Council urges overhaul of State Department management

Dysfunctional human resources management, outdated information technology and crumbling buildings have created a crisis in morale at the State Department, a group of foreign affairs experts said in a memorandum to President Bush and Secretary of State Colin Powell. A task force of the Council on Foreign Relations and the Center for Strategic and International Studies, led by former Defense Secretary Frank Carlucci, urged Bush and Powell to commit the State Department to a "reform-for-resources" bargain with Congress. That would entail revitalizing the foreign affairs apparatus in exchange for a budget increase. "No government bureaucracy is in greater need of reform than the Department of State," the task force's memorandum said. "The Department of State suffers from long-term mismanagement, antiquated equipment and dilapidated and insecure facilities." Powell met with Carlucci shortly after the new Secretary of State arrived at the department. State Department spokesman Richard Boucher said officials welcomed the report. "We have recognized the need for reform of many things in this building itself and started to look at issues of hiring, of retention," Boucher said. The Carlucci task force identified several major areas in need of reform:

  • Human resources. The State Department's recruitment process fails to bring in enough people with the right skills, while the way people are treated after they are hired makes many of them want to leave, the task force said. The department has a deficit of 700 Foreign Service officers, or 15 percent of its requirements.
  • Technology management. Communications and technology equipment are outdated. Personnel in some facilities cannot e-mail each other. Most overseas posts either operate on obsolete classified systems or have no classified connection to the rest of the government.
  • Facilities maintenance. Overseas buildings are in serious disrepair, the task force said. The State Department "should not be in the business of constructing and managing buildings," the memorandum said. "The Office of Foreign Buildings Operations should be abolished and its functions transferred to an Overseas Facilities Authority established as a federally charted government corporation."
  • Closed culture. The State Department's culture emphasizes confidentiality rather than openness, the task force said. That stymies the department's ability to communicate with Congress, other federal agencies and the public--both at home and abroad.
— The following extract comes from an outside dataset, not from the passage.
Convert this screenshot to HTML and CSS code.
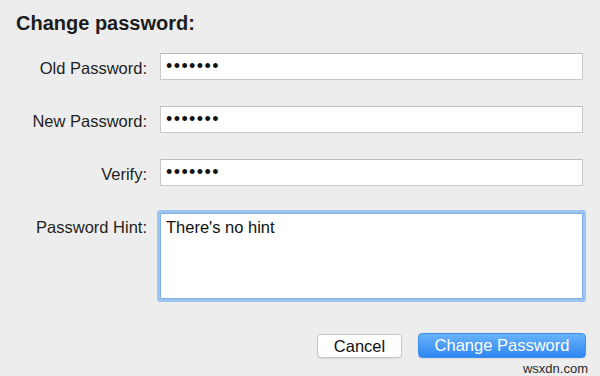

The task force estimated that in order to solve such problems under the "reform-for-resources" strategy, Congress would have to increase the international affairs budget by 6 percent. Another group of foreign affairs experts also published a report this month calling for State Department reform. The U.S. Commission on National Security, headed by former Sens. Gary Hart, D-Colo., and Warren Rudman, R-N.H., concluded the department is "demoralized and dysfunctional." The Carlucci and Hart-Rudman analyses echo a 1998 report by the Center for Strategic and International Studies, which cited similar human resources, technology and organizational culture problems. In 1999, the State Department swallowed the Arms Control and Disarmament Agency and the U.S. Information Agency as part of a reorganization. That has exacerbated some management problems, the Advisory Commission on Public Diplomacy said in a report last year. In a meeting with State Department employees in January, Powell said he would work to improve management. "You need the resources to do the job well, resources that will improve our facilities, resources that will provide adequate compensation, resources that will fix our infrastructure, resources that are necessary so that you can do your job well," Powell said.